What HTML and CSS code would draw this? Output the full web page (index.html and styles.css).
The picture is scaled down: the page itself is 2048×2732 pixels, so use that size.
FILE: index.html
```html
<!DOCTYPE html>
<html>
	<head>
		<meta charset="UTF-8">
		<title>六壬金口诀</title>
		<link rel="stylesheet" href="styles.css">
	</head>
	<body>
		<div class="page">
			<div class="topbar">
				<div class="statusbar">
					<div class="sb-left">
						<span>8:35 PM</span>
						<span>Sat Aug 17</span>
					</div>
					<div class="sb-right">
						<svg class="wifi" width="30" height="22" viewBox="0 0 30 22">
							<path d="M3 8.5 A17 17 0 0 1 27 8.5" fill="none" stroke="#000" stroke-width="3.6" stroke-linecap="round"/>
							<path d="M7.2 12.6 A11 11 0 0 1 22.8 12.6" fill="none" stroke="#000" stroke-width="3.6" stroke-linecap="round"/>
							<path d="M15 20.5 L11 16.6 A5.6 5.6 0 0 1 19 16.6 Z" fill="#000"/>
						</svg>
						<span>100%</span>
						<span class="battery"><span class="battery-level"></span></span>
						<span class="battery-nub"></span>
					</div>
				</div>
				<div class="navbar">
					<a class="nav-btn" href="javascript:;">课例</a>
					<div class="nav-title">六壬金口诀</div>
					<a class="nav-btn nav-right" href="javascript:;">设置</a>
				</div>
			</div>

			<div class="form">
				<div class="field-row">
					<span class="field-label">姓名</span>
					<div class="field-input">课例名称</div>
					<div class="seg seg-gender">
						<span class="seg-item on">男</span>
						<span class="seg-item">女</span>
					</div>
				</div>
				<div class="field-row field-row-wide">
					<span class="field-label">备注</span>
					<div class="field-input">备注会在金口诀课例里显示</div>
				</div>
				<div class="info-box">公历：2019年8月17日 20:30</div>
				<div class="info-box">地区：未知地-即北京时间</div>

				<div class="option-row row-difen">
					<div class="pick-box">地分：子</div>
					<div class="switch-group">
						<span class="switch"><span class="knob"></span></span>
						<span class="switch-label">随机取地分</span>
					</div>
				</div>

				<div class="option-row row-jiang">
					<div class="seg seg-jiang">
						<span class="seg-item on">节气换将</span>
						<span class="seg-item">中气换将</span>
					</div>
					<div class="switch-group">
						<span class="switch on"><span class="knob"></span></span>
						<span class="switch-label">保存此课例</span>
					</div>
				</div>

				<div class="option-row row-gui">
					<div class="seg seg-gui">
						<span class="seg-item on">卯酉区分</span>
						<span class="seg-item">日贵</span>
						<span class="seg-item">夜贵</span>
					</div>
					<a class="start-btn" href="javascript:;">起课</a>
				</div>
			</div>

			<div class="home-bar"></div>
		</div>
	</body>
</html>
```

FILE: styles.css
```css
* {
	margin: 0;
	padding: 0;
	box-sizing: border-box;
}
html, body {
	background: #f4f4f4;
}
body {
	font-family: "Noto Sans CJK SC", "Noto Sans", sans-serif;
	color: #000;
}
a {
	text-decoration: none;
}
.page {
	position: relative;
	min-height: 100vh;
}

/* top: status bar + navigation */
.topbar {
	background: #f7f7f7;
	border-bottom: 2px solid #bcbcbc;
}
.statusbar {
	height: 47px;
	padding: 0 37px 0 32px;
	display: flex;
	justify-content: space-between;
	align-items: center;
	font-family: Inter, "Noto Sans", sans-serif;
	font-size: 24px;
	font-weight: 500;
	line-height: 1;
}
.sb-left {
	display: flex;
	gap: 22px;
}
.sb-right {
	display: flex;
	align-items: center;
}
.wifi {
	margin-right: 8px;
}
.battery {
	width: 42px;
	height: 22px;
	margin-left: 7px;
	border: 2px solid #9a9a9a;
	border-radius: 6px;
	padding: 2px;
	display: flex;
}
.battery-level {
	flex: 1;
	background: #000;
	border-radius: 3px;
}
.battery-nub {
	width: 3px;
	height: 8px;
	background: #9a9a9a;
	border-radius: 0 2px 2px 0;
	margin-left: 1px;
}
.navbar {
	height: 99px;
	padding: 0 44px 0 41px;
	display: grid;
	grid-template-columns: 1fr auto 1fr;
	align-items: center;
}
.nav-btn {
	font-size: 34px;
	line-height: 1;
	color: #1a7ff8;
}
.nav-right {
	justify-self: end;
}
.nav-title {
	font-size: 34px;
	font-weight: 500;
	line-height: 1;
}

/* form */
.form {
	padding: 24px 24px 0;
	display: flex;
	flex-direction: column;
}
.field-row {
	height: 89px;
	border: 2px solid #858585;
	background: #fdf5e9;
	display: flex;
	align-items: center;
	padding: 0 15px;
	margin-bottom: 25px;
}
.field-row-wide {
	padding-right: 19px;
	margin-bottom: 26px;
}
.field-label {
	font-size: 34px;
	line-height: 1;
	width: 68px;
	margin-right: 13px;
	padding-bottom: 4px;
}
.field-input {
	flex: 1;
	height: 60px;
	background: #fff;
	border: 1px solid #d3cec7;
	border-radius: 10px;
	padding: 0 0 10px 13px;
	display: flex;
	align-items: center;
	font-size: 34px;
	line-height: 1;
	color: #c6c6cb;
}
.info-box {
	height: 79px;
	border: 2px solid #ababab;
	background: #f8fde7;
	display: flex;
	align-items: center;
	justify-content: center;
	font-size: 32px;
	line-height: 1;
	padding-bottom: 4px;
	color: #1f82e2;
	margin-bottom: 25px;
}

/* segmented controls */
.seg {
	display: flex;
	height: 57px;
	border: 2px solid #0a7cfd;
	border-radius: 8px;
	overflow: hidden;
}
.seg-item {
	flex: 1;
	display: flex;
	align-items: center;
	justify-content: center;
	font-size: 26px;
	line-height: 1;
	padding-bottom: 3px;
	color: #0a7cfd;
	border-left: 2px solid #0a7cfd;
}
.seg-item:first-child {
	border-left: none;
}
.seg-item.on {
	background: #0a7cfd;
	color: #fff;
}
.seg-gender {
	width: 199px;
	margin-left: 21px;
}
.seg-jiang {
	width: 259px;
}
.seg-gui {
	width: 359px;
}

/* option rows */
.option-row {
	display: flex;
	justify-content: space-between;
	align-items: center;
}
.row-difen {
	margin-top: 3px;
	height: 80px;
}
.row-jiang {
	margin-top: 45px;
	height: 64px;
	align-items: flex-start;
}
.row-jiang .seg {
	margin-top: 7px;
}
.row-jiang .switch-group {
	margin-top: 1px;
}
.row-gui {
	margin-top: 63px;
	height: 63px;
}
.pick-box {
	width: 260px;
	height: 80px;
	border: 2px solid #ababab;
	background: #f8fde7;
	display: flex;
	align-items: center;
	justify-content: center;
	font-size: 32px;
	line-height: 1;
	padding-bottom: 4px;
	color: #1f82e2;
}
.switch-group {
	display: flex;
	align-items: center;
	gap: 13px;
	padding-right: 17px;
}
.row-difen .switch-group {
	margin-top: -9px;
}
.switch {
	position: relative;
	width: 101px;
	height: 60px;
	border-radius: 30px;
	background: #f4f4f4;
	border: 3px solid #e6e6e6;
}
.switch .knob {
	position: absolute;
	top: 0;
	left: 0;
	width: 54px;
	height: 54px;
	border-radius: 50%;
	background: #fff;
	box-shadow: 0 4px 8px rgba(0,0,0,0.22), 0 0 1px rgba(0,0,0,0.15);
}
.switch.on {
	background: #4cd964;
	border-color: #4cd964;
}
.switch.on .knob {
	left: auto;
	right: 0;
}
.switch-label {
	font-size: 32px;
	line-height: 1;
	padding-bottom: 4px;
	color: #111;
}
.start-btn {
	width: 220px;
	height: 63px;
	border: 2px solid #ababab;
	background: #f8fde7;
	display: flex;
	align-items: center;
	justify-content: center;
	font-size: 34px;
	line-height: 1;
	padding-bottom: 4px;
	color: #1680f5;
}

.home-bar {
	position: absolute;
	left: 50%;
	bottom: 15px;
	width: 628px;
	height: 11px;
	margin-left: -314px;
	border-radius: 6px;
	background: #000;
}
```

□ □ □

*Exercise*:
Look through the data and gather every line with the string "index" in it.

*Output of the exercise*:
What HTML and CSS code would draw this? Output the full web page (index.html and styles.css).
FILE: index.html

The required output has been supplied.